The couple, both from Nigeria, met while attending Northern Colorado University in Greeley, Colo., in the 1980s. After marrying while living in Utah, they settled in Texas. Peter, an engineer for Hewlett-Packard whose work takes him between Nigeria and the United States, and Ify, a middle school principal in the northern Houston area, have four daughters.
A quick summary of their guidelines for the children would read like this:
1. Education is everything.
2. Respect your heritage and be proud of your roots.
3. Realize that you are always representing not just yourself but your family, your school and your community.
Not surprisingly, when an AAU coach was raving about young Nnemkadi -- who goes by the nickname Nneka (NECK-uh) -- her parents were as level-headed about that as they were about everything else.
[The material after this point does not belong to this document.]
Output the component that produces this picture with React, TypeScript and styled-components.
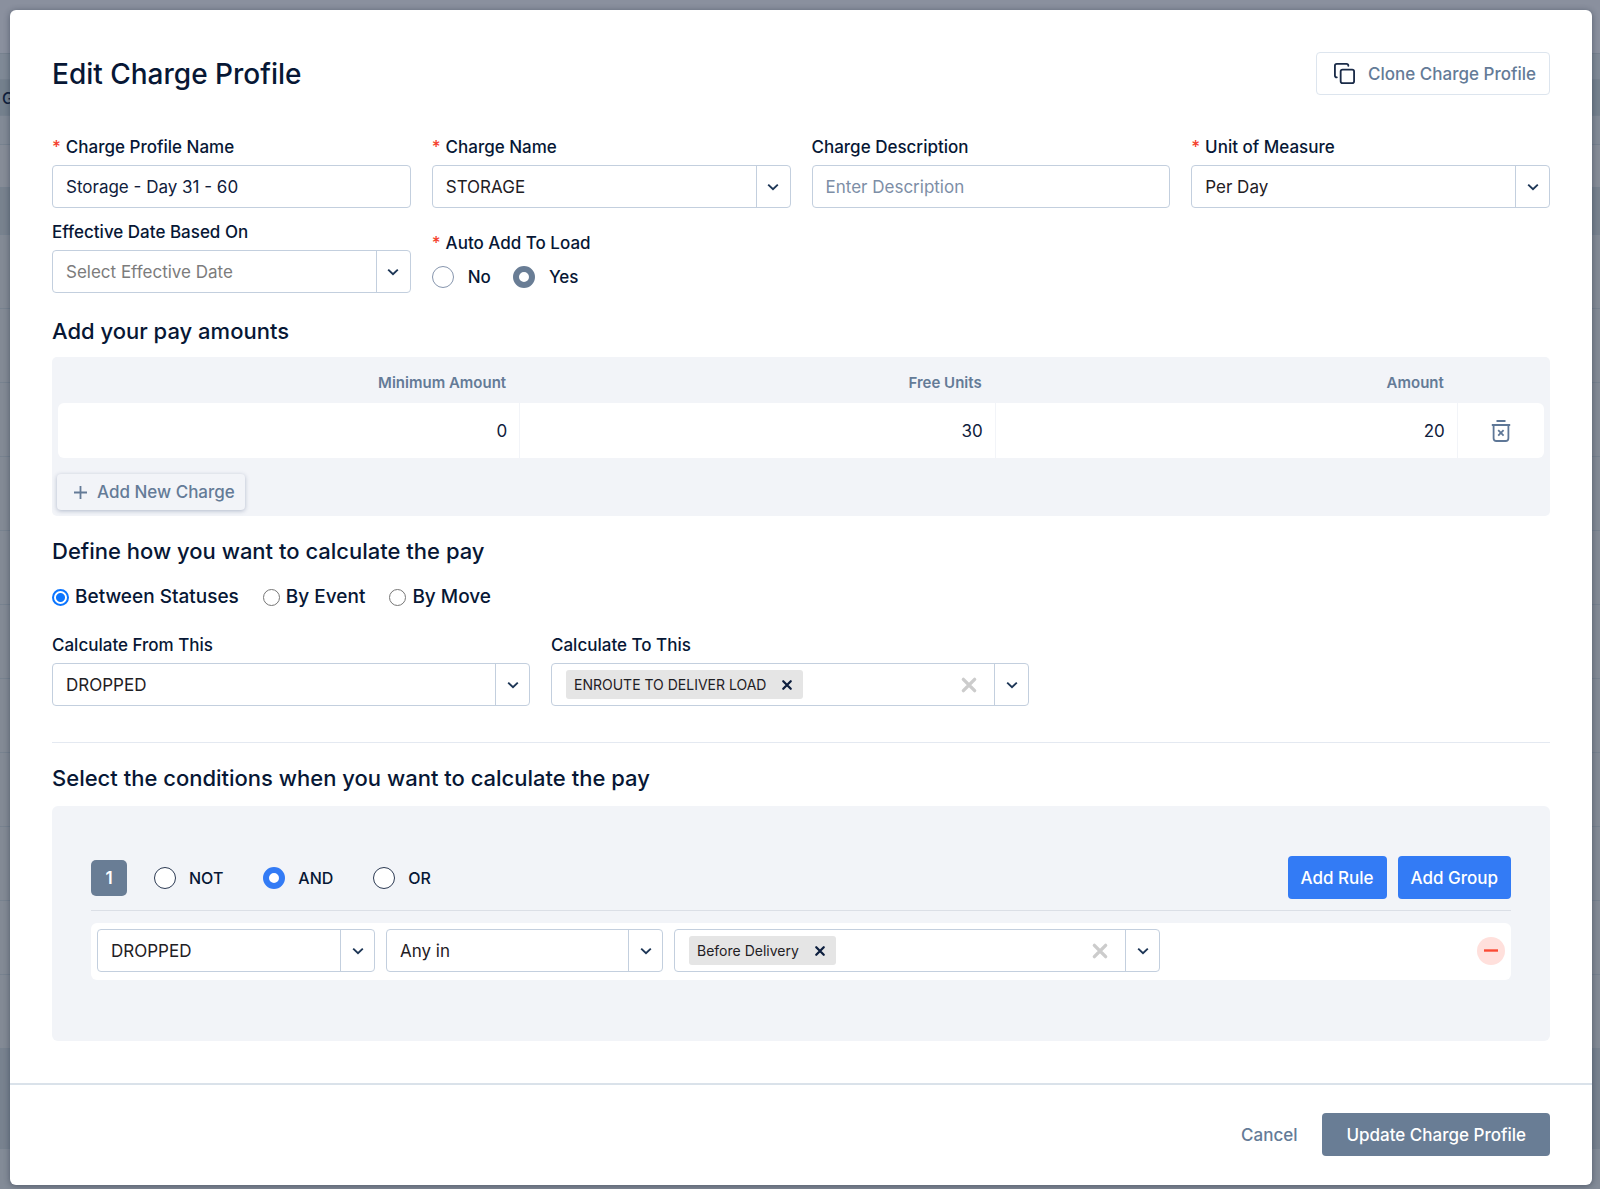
import React, { useId } from "react";
import styled, { createGlobalStyle, css } from "styled-components";
import { Copy } from "lucide-react";

const color = {
  ink: "#071735",
  text: "#10203c",
  value: "#1f2024",
  slate: "#697d95",
  slateText: "#647b97",
  border: "#c3cfde",
  borderSoft: "#dde5ee",
  panel: "#f2f4f8",
  blue: "#337bf5",
  red: "#f4422e",
};

const GlobalStyle = createGlobalStyle`
  *, *::before, *::after { box-sizing: border-box; }
  body {
    margin: 0;
    font-family: Inter, "Liberation Sans", sans-serif;
    font-size: 17px;
    line-height: 20px;
    color: ${color.text};
  }
  button, input, select { font: inherit; color: inherit; }
  button { cursor: pointer; }
`;

/* ---------- page behind the dialog ---------- */

const Screen = styled.div`
  display: grid;
  min-height: 100vh;
  background: #838b97;
`;

const Backdrop = styled.div`
  grid-area: 1 / 1;
  min-width: 0;
  max-height: 100vh;
  overflow: hidden;
`;

const Band = styled.div<{ $height: number; $tone: string }>`
  height: ${(p) => p.$height}px;
  background: ${(p) => p.$tone};
  border-bottom: 1px solid #77828f;
  display: flex;
  align-items: center;
  padding-left: 2px;
  font-size: 16px;
  font-weight: 500;
`;

/* ---------- dialog ---------- */

const Dialog = styled.main`
  grid-area: 1 / 1;
  z-index: 1;
  min-width: 0;
  margin: 10px 8px 4px 10px;
  display: flex;
  flex-direction: column;
  background: #fff;
  border-radius: 6px;
  box-shadow: 0 1px 6px rgba(20, 30, 50, 0.45);
`;

const Body = styled.div`
  flex: 1;
  padding: 42px 42px 41px;
`;

const Header = styled.header`
  display: flex;
  align-items: center;
  justify-content: space-between;
`;

const Title = styled.h1`
  margin: 0;
  font-size: 28px;
  line-height: 36px;
  font-weight: 500;
  color: ${color.ink};
`;

const SectionTitle = styled.h2`
  margin: 0;
  font-size: 22px;
  line-height: 28px;
  font-weight: 500;
  color: ${color.ink};
`;

const Button = styled.button<{ $kind: "outline" | "plain" | "slate" | "blue" | "raised" }>`
  display: inline-flex;
  align-items: center;
  justify-content: center;
  height: 43px;
  padding: 0 14px;
  border: 1px solid transparent;
  border-radius: 4px;
  background: transparent;
  color: ${color.slateText};
  font-weight: 500;
  white-space: nowrap;
  ${(p) =>
    p.$kind === "outline" &&
    css`
      gap: 12px;
      padding: 0 13px 0 16px;
      background: #fff;
      border-color: ${color.borderSoft};
    `}
  ${(p) =>
    p.$kind === "slate" &&
    css`
      padding: 0 23px;
      background: ${color.slate};
      color: #fff;
    `}
  ${(p) =>
    p.$kind === "blue" &&
    css`
      padding: 0 12px;
      background: ${color.blue};
      color: #fff;
    `}
  ${(p) =>
    p.$kind === "raised" &&
    css`
      gap: 9px;
      height: 36px;
      padding: 0 9px 0 15px;
      background: ${color.panel};
      box-shadow: 0 1px 4px rgba(60, 80, 120, 0.35);
    `}
`;

/* ---------- fields ---------- */

const FieldGrid = styled.div<{ $narrow?: boolean }>`
  display: grid;
  grid-template-columns: ${(p) => (p.$narrow ? "repeat(2, 478px)" : "repeat(4, minmax(0, 1fr))")};
  gap: 14px 21px;
`;

const TopFields = styled(FieldGrid)`
  margin: 42px 0 24px;
`;

const FieldBox = styled.div`
  display: flex;
  flex-direction: column;
  gap: 8px;
  min-width: 0;
`;

const labelText = css`
  font-weight: 500;
  color: ${color.ink};
`;

const Label = styled.label`
  ${labelText}
`;

const Star = styled.span`
  margin-right: 5px;
  color: ${color.red};
`;

const boxed = css`
  width: 100%;
  height: 43px;
  background: #fff;
  border: 1px solid ${color.border};
  border-radius: 4px;
`;

const TextInput = styled.input`
  ${boxed}
  padding: 0 13px;
  &::placeholder {
    color: #7d8ea6;
    opacity: 1;
  }
`;

const SelectFrame = styled.div`
  ${boxed}
  display: grid;
  min-width: 0;
`;

const NativeSelect = styled.select<{ $muted?: boolean }>`
  grid-area: 1 / 1;
  appearance: none;
  width: 100%;
  min-width: 0;
  padding: 0 48px 0 13px;
  border: 0;
  background: transparent;
  color: ${(p) => (p.$muted ? "#7c7c7c" : color.value)};
`;

const ArrowCell = styled.span`
  grid-area: 1 / 1;
  justify-self: end;
  display: flex;
  align-items: center;
  justify-content: center;
  width: 34px;
  border-left: 1px solid ${color.border};
  pointer-events: none;
`;

const MultiFrame = styled.div`
  ${boxed}
  display: flex;
  align-items: center;
  padding-left: 14px;
`;

const Tag = styled.span`
  display: inline-flex;
  align-items: center;
  gap: 15px;
  flex: none;
  height: 29px;
  padding: 0 10px 0 8px;
  border-radius: 3px;
  background: #e5e5e5;
  color: ${color.value};
  font-size: 14px;
`;

const IconButton = styled.button`
  display: inline-flex;
  align-items: center;
  justify-content: center;
  flex: none;
  padding: 0;
  border: 0;
  background: transparent;
  vertical-align: middle;
`;

const ClearButton = styled(IconButton)`
  width: 20px;
  margin-right: 15px;
`;

const ArrowButton = styled(IconButton)`
  align-self: stretch;
  width: 34px;
  border-left: 1px solid ${color.border};
`;

const SearchInput = styled.input`
  flex: 1;
  min-width: 0;
  border: 0;
  outline: 0;
  background: transparent;
`;

const ChoiceRow = styled.div<{ $gap: number }>`
  display: flex;
  flex-wrap: wrap;
  align-items: center;
  gap: ${(p) => p.$gap}px;
`;

const AutoAdd = styled.div`
  display: flex;
  flex-direction: column;
  gap: 12px;
  padding-top: 11px;
`;

const GroupLabel = styled.span`
  ${labelText}
`;

const MethodRow = styled(ChoiceRow)`
  margin: 20px 0 26px;
`;

const Choice = styled.label<{ $gap: number; $size?: number }>`
  display: inline-flex;
  align-items: center;
  gap: ${(p) => p.$gap}px;
  font-size: ${(p) => p.$size ?? 17}px;
  line-height: 24px;
  font-weight: 500;
  color: ${color.ink};
`;

const Radio = styled.input<{ $tone: string; $edge: string }>`
  appearance: none;
  flex: none;
  width: 22px;
  height: 22px;
  margin: 0;
  border: 1px solid ${(p) => p.$edge};
  border-radius: 50%;
  background: #fff;
  &:checked {
    border: 6px solid ${(p) => p.$tone};
  }
`;

const SmallRadio = styled.input`
  appearance: none;
  flex: none;
  width: 17px;
  height: 17px;
  margin: 0;
  border: 1px solid #767676;
  border-radius: 50%;
  background: #fff;
  &:checked {
    border: 2px solid #0b75ff;
    background: radial-gradient(circle, #0b75ff 4px, #fff 5px);
  }
`;

/* ---------- amounts ---------- */

const AmountsPanel = styled.div`
  margin: 12px 0 21px;
  padding: 0 6px 6px;
  border-radius: 5px;
  background: ${color.panel};
`;

const Table = styled.table`
  width: 100%;
  border-collapse: separate;
  border-spacing: 0;
  table-layout: fixed;
`;

const HeadCell = styled.th<{ $width: string }>`
  width: ${(p) => p.$width};
  height: 46px;
  padding: 6px 14px 0 0;
  text-align: right;
  font-size: 15px;
  font-weight: 600;
  color: ${color.slateText};
`;

const Cell = styled.td`
  height: 55px;
  padding: 0;
  background: #fff;
  border-right: 1px solid ${color.panel};
  &:first-child {
    border-radius: 6px 0 0 6px;
  }
  &:last-child {
    border-right: 0;
    border-radius: 0 6px 6px 0;
    text-align: center;
  }
`;

const AmountInput = styled.input`
  display: block;
  width: 100%;
  height: 55px;
  padding: 0 12px 0 0;
  border: 0;
  background: transparent;
  text-align: right;
`;

const PanelFooter = styled.div`
  padding-top: 16px;
  margin-left: -1px;
`;

/* ---------- conditions ---------- */

const Divider = styled.hr<{ $space: string; $tone: string }>`
  height: 1px;
  margin: ${(p) => p.$space};
  border: 0;
  background: ${(p) => p.$tone};
`;

const ConditionsPanel = styled.div`
  margin-top: 14px;
  padding: 50px 39px 61px;
  border-radius: 6px;
  background: ${color.panel};
`;

const RuleHead = styled.div`
  display: flex;
  align-items: center;
  gap: 27px;
`;

const Badge = styled.span`
  display: flex;
  align-items: center;
  justify-content: center;
  width: 36px;
  height: 36px;
  border-radius: 5px;
  background: ${color.slate};
  color: #fff;
  font-weight: 600;
`;

const Actions = styled.div`
  display: flex;
  gap: 11px;
  margin-left: auto;
`;

const RuleRow = styled.div`
  display: grid;
  grid-template-columns: 278px 277px 486px 1fr;
  align-items: center;
  gap: 11px;
  padding: 6px 6px 8px;
  border-radius: 6px;
  background: #fff;
`;

const RemoveRule = styled(IconButton)`
  justify-self: end;
  width: 28px;
  height: 28px;
  border-radius: 50%;
  background: #ffe0dc;
`;

const Footer = styled.footer`
  display: flex;
  align-items: center;
  justify-content: flex-end;
  gap: 10px;
  padding: 28px 42px 29px;
  border-top: 2px solid #dae2ea;
`;

/* ---------- icons ---------- */

const Chevron = () => (
  <svg width="14" height="10" viewBox="0 0 14 10" fill="none" aria-hidden="true">
    <path d="M2.2 2.6 7 7.2l4.8-4.6" stroke="#1d3656" strokeWidth="1.9" />
  </svg>
);

const Cross = ({ size, width, stroke }: { size: number; width: number; stroke: string }) => (
  <svg width={size} height={size} viewBox="0 0 16 16" fill="none" aria-hidden="true">
    <path d="m3 3 10 10M13 3 3 13" stroke={stroke} strokeWidth={width} strokeLinecap="round" />
  </svg>
);

const TrashIcon = () => (
  <svg width="24" height="26" viewBox="0 0 24 26" fill="none" stroke="#5e7797" strokeWidth="1.8" aria-hidden="true">
    <path d="M7.5 3h9M2.8 7h18.4M4.6 7v13.2c0 1.8 1 2.8 2.8 2.8h9.2c1.8 0 2.8-1 2.8-2.8V7" />
    <path d="m9.2 12.2 5.4 5.4M14.6 12.2l-5.4 5.4" />
  </svg>
);

const PlusIcon = () => (
  <svg width="15" height="15" viewBox="0 0 15 15" aria-hidden="true">
    <path d="M7.5 1v13M1 7.5h13" stroke="#647b97" strokeWidth="1.8" />
  </svg>
);

/* ---------- composed controls ---------- */

function Dropdown({ id, value, muted, label }: { id?: string; value: string; muted?: boolean; label?: string }) {
  return (
    <SelectFrame>
      <NativeSelect id={id} $muted={muted} aria-label={label} defaultValue={value}>
        <option>{value}</option>
      </NativeSelect>
      <ArrowCell>
        <Chevron />
      </ArrowCell>
    </SelectFrame>
  );
}

function MultiSelect({ id, tag, label }: { id?: string; tag: string; label?: string }) {
  return (
    <MultiFrame>
      <Tag>
        {tag}
        <IconButton type="button" aria-label={`Remove ${tag}`}>
          <Cross size={12} width={3} stroke="#0d1e3e" />
        </IconButton>
      </Tag>
      <SearchInput id={id} aria-label={label} />
      <ClearButton type="button" aria-label="Clear all">
        <Cross size={18} width={3} stroke="#cccccc" />
      </ClearButton>
      <ArrowButton type="button" aria-label="Show options">
        <Chevron />
      </ArrowButton>
    </MultiFrame>
  );
}

function Field({
  label,
  required,
  children,
}: {
  label: string;
  required?: boolean;
  children: (id: string) => React.ReactNode;
}) {
  const id = useId();
  return (
    <FieldBox>
      <Label htmlFor={id}>
        {required && <Star>*</Star>}
        {label}
      </Label>
      {children(id)}
    </FieldBox>
  );
}

const bands: { height: number; tone: string; text?: string }[] = [
  { height: 54, tone: "#8a909e" },
  { height: 26, tone: "#7f8996" },
  { height: 36, tone: "#74808d", text: "G" },
  { height: 29, tone: "#828a96" },
  { height: 43, tone: "#868c97" },
  { height: 47, tone: "#78828e" },
  ...Array.from({ length: 11 }, () => ({ height: 74, tone: "#838a95" })),
  { height: 100, tone: "#78828f" },
];

const amounts = [
  { name: "Minimum Amount", value: "0", width: "31.1%" },
  { name: "Free Units", value: "30", width: "32%" },
  { name: "Amount", value: "20", width: "31.1%" },
];

export default function App() {
  return (
    <Screen>
      <GlobalStyle />
      <Backdrop aria-hidden="true">
        {bands.map((b, i) => (
          <Band key={i} $height={b.height} $tone={b.tone}>
            {b.text}
          </Band>
        ))}
      </Backdrop>
      <Dialog role="dialog" aria-labelledby="dialog-title">
        <Body>
          <Header>
            <Title id="dialog-title">Edit Charge Profile</Title>
            <Button type="button" $kind="outline">
              <Copy size={23} strokeWidth={1.9} color="#1a2b48" aria-hidden="true" />
              Clone Charge Profile
            </Button>
          </Header>

          <TopFields>
            <Field label="Charge Profile Name" required>
              {(id) => <TextInput id={id} defaultValue="Storage - Day 31 - 60" />}
            </Field>
            <Field label="Charge Name" required>
              {(id) => <Dropdown id={id} value="STORAGE" />}
            </Field>
            <Field label="Charge Description">
              {(id) => <TextInput id={id} placeholder="Enter Description" />}
            </Field>
            <Field label="Unit of Measure" required>
              {(id) => <Dropdown id={id} value="Per Day" />}
            </Field>
            <Field label="Effective Date Based On">
              {(id) => <Dropdown id={id} value="Select Effective Date" muted />}
            </Field>
            <AutoAdd role="radiogroup" aria-labelledby="auto-add-label">
              <GroupLabel id="auto-add-label">
                <Star>*</Star>Auto Add To Load
              </GroupLabel>
              <ChoiceRow $gap={22}>
                <Choice $gap={14}>
                  <Radio type="radio" name="auto" $tone={color.slate} $edge="#8796ae" />
                  No
                </Choice>
                <Choice $gap={14}>
                  <Radio type="radio" name="auto" defaultChecked $tone={color.slate} $edge="#8796ae" />
                  Yes
                </Choice>
              </ChoiceRow>
            </AutoAdd>
          </TopFields>

          <SectionTitle>Add your pay amounts</SectionTitle>
          <AmountsPanel>
            <Table>
              <thead>
                <tr>
                  {amounts.map((a) => (
                    <HeadCell key={a.name} $width={a.width} scope="col">
                      {a.name}
                    </HeadCell>
                  ))}
                  <HeadCell $width="5.8%" aria-label="Actions" />
                </tr>
              </thead>
              <tbody>
                <tr>
                  {amounts.map((a) => (
                    <Cell key={a.name}>
                      <AmountInput aria-label={a.name} defaultValue={a.value} />
                    </Cell>
                  ))}
                  <Cell>
                    <IconButton type="button" aria-label="Delete charge">
                      <TrashIcon />
                    </IconButton>
                  </Cell>
                </tr>
              </tbody>
            </Table>
            <PanelFooter>
              <Button type="button" $kind="raised">
                <PlusIcon />
                Add New Charge
              </Button>
            </PanelFooter>
          </AmountsPanel>

          <SectionTitle>Define how you want to calculate the pay</SectionTitle>
          <MethodRow $gap={24} role="radiogroup" aria-label="Calculation method">
            <Choice $gap={6} $size={19}>
              <SmallRadio type="radio" name="method" defaultChecked />
              Between Statuses
            </Choice>
            <Choice $gap={6} $size={19}>
              <SmallRadio type="radio" name="method" />
              By Event
            </Choice>
            <Choice $gap={6} $size={19}>
              <SmallRadio type="radio" name="method" />
              By Move
            </Choice>
          </MethodRow>
          <FieldGrid $narrow>
            <Field label="Calculate From This">{(id) => <Dropdown id={id} value="DROPPED" />}</Field>
            <Field label="Calculate To This">
              {(id) => <MultiSelect id={id} tag="ENROUTE TO DELIVER LOAD" />}
            </Field>
          </FieldGrid>

          <Divider $space="36px 0 21px" $tone="#e4e9f1" />

          <SectionTitle>Select the conditions when you want to calculate the pay</SectionTitle>
          <ConditionsPanel>
            <RuleHead>
              <Badge>1</Badge>
              <ChoiceRow $gap={40} role="radiogroup" aria-label="Combine rules with">
                {["NOT", "AND", "OR"].map((op) => (
                  <Choice key={op} $gap={13} $size={16}>
                    <Radio
                      type="radio"
                      name="operator"
                      defaultChecked={op === "AND"}
                      $tone={color.blue}
                      $edge="#2c3a53"
                    />
                    {op}
                  </Choice>
                ))}
              </ChoiceRow>
              <Actions>
                <Button type="button" $kind="blue">
                  Add Rule
                </Button>
                <Button type="button" $kind="blue">
                  Add Group
                </Button>
              </Actions>
            </RuleHead>
            <Divider $space="11px 0 12px" $tone="#dbdfe6" />
            <RuleRow>
              <Dropdown label="Status" value="DROPPED" />
              <Dropdown label="Operator" value="Any in" />
              <MultiSelect label="Values" tag="Before Delivery" />
              <RemoveRule type="button" aria-label="Remove rule">
                <svg width="14" height="3" viewBox="0 0 14 3" aria-hidden="true">
                  <path d="M0 1.5h14" stroke="#fb4a34" strokeWidth="2.4" />
                </svg>
              </RemoveRule>
            </RuleRow>
          </ConditionsPanel>
        </Body>
        <Footer>
          <Button type="button" $kind="plain">
            Cancel
          </Button>
          <Button type="submit" $kind="slate">
            Update Charge Profile
          </Button>
        </Footer>
      </Dialog>
    </Screen>
  );
}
"He would constantly say, 'Hey, she's got a lot of raw talent; let's see what we can do with it,'" Ify said. "For about a year, he persisted. And we finally gave in. We said, 'Let's just try this and see how it works.' That's how we really got involved in athletics.
"It was not something we sought out. It was just something that came along. And like I tell my girls, 'So many things come along in life, you need to make the most of them and see where it takes you.'"
It has taken Nneka to a scholarship at a university she hopes will launch her into a career as a doctor. Admittedly, the brainiac Stanford kid is not a new entry into the cast of characters that make up women's basketball. But every one of those types of players has her own unique background story.
For Nneka, it's the tale of a first-generation American with an appreciation for her parents' homeland and the confidence to see life as a series of achievable possibilities. Her mother and father came from cultured, well-educated backgrounds in Nigeria and looked upon their studies in the United States as a great adventure with much to be accomplished.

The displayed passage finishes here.